Search the records for the word "React" and pick out every line that has it.
## start THE DATA
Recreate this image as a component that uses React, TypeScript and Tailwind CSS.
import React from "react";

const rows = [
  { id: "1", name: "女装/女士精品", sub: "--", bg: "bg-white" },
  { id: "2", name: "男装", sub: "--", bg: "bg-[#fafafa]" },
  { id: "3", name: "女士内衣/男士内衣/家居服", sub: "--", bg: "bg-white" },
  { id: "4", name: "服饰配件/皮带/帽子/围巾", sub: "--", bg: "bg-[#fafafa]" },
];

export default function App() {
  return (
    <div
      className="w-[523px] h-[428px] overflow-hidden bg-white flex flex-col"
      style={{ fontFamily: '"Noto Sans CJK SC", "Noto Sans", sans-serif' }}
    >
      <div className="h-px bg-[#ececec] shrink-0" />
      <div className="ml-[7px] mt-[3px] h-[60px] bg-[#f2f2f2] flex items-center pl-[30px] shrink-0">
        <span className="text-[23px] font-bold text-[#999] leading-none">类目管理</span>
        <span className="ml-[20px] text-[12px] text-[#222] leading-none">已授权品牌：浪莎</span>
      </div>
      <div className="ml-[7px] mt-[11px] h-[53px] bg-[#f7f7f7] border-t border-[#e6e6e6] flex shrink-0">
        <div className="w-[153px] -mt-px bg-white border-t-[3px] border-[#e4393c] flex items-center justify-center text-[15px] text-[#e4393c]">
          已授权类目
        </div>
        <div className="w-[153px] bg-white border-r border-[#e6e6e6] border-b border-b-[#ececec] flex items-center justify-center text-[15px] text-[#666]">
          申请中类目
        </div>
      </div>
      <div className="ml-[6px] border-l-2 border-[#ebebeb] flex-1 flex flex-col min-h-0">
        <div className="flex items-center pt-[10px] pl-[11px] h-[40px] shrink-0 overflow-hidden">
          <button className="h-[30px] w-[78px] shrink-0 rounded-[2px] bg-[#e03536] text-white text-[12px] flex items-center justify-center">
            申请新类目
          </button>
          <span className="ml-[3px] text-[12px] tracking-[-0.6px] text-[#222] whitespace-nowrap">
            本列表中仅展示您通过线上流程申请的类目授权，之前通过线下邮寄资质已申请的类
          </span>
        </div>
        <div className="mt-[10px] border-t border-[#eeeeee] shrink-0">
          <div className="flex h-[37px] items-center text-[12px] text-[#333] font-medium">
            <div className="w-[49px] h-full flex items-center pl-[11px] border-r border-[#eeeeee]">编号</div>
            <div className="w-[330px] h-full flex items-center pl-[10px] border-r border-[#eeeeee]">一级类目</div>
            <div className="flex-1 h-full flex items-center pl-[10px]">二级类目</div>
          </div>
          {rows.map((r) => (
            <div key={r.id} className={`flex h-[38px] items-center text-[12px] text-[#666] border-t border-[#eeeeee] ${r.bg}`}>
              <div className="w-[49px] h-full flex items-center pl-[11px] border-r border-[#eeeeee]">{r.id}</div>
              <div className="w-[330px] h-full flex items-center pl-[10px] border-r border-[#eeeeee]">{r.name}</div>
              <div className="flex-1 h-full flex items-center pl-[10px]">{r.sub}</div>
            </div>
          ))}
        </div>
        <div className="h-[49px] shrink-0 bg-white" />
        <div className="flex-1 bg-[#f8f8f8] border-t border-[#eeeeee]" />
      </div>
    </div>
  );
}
## end THE DATA
## start THE DATA
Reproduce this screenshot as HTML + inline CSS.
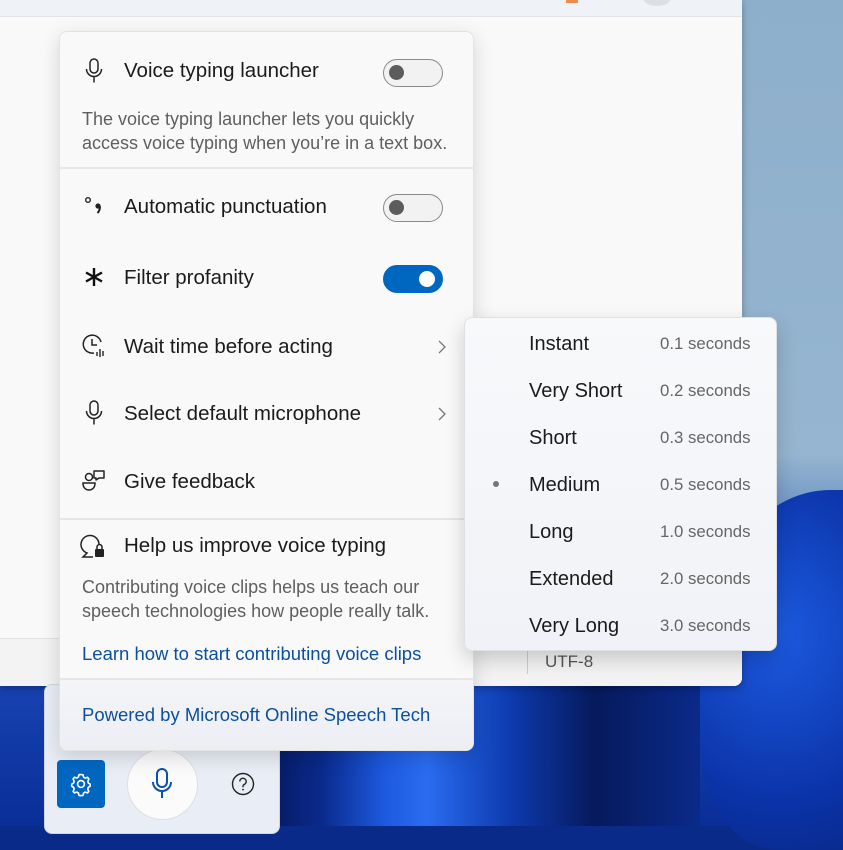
## end THE DATA
**REPLY**
Recreate this image as a component that uses React, TypeScript and Tailwind CSS.
import React from "react";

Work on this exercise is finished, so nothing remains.